The perfect environment
Because of his expertise, Loicq was asked to set up a research section at Delft in the field of space instrumentation. TU Delft is the perfect place to further develop knowledge in this field, according to Loicq. "First of all, TU Delftis an internationally recognised university that stands for innovation and interdisciplinary cooperation. These things are essential in space research. For example, to develop instruments, we need to work closely with engineers, scientists and industrial designers. There are also many important partners in Delft's vicinity, such as ESA-ESTEC, TNO and SRON."
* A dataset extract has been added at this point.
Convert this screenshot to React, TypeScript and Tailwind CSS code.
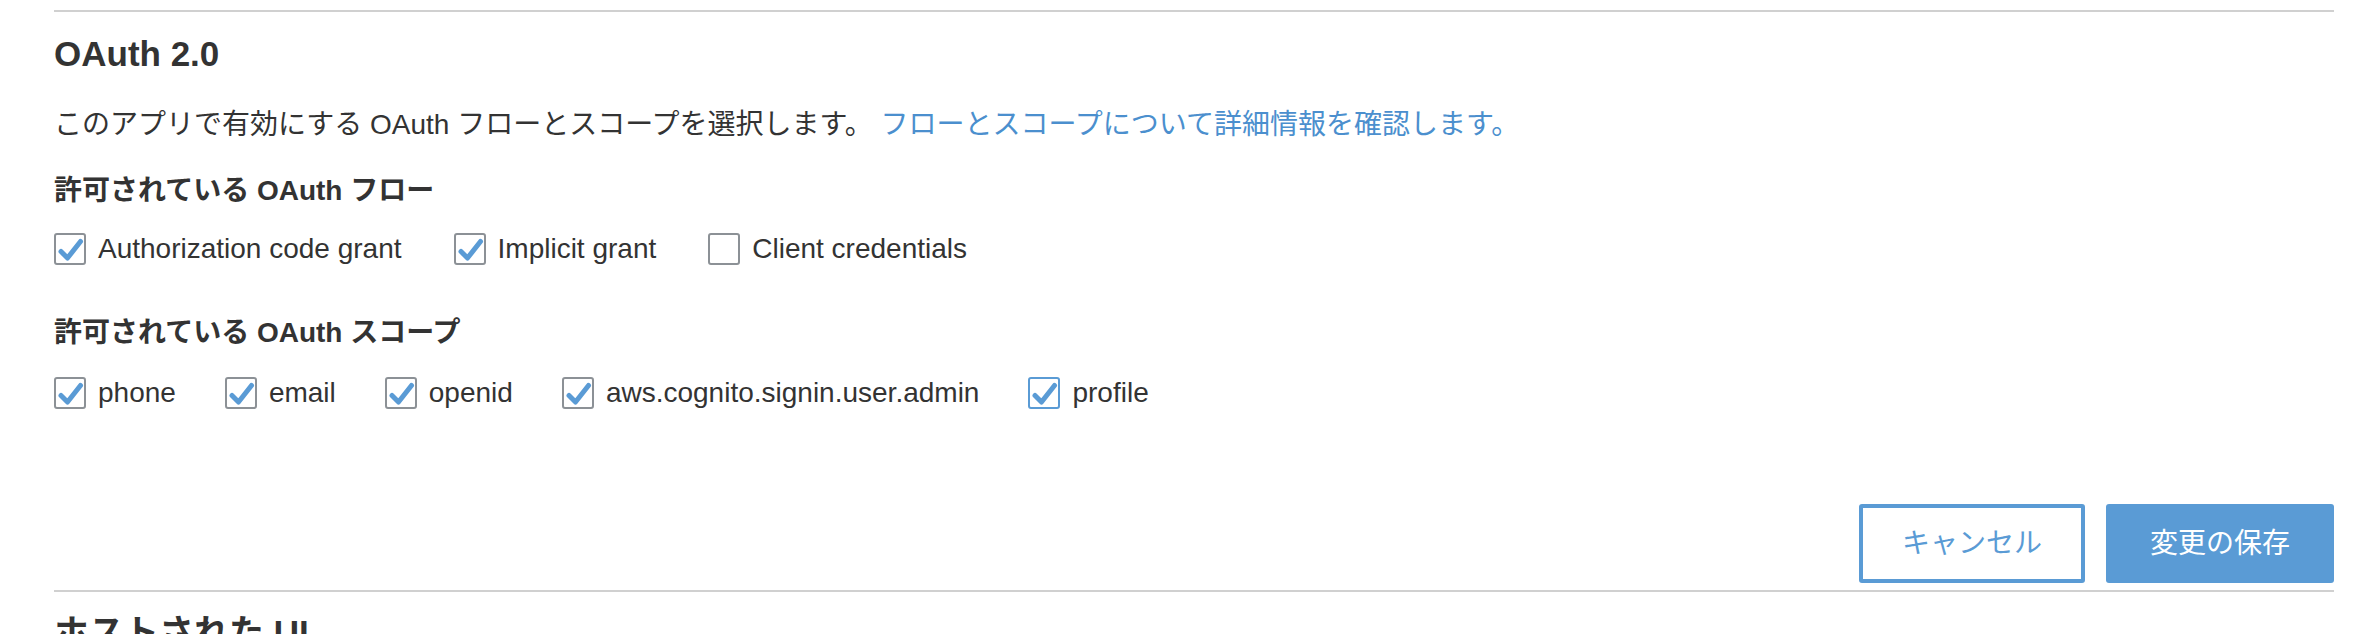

In addition to his knowledge and experience, Loicq brings a lot of energy and enthusiasm. "I hope to convey that to the students. The great thing about academia and specifically my role is that I get to conduct research and teach. While working on new insights and tools myself, I can also immediately transfer my findings and involve students in the research. In this way, a collective intelligence is created. I am pleased to see that."
Jérôme Loicq studied Physics at the University of Liège, after which he did his PhD research in cooperation with Université de libre Bruxelles (BE), University of Liège (BE) and Université Laval (CA) on nonlinear optics and high power lasers. Between 2004 and 2021 he worked as a researcher in the space centre of Liège (BE), and professor of Space Instrumentation at University of Liège (since 2017), before transferring to TU Delft in August 2021.
Loicq was and is involved in several space missions of both ESA and NASA, such as Darwin-TPFI, ICON, SMILE, GLIDE, GAIA, TROPOMI and PROVA-V. He also participated to the calibration campaign of NIRspec and MIRI, two instruments on board of the James Webb telescope, which succeeded the Hubble telescope in 2022.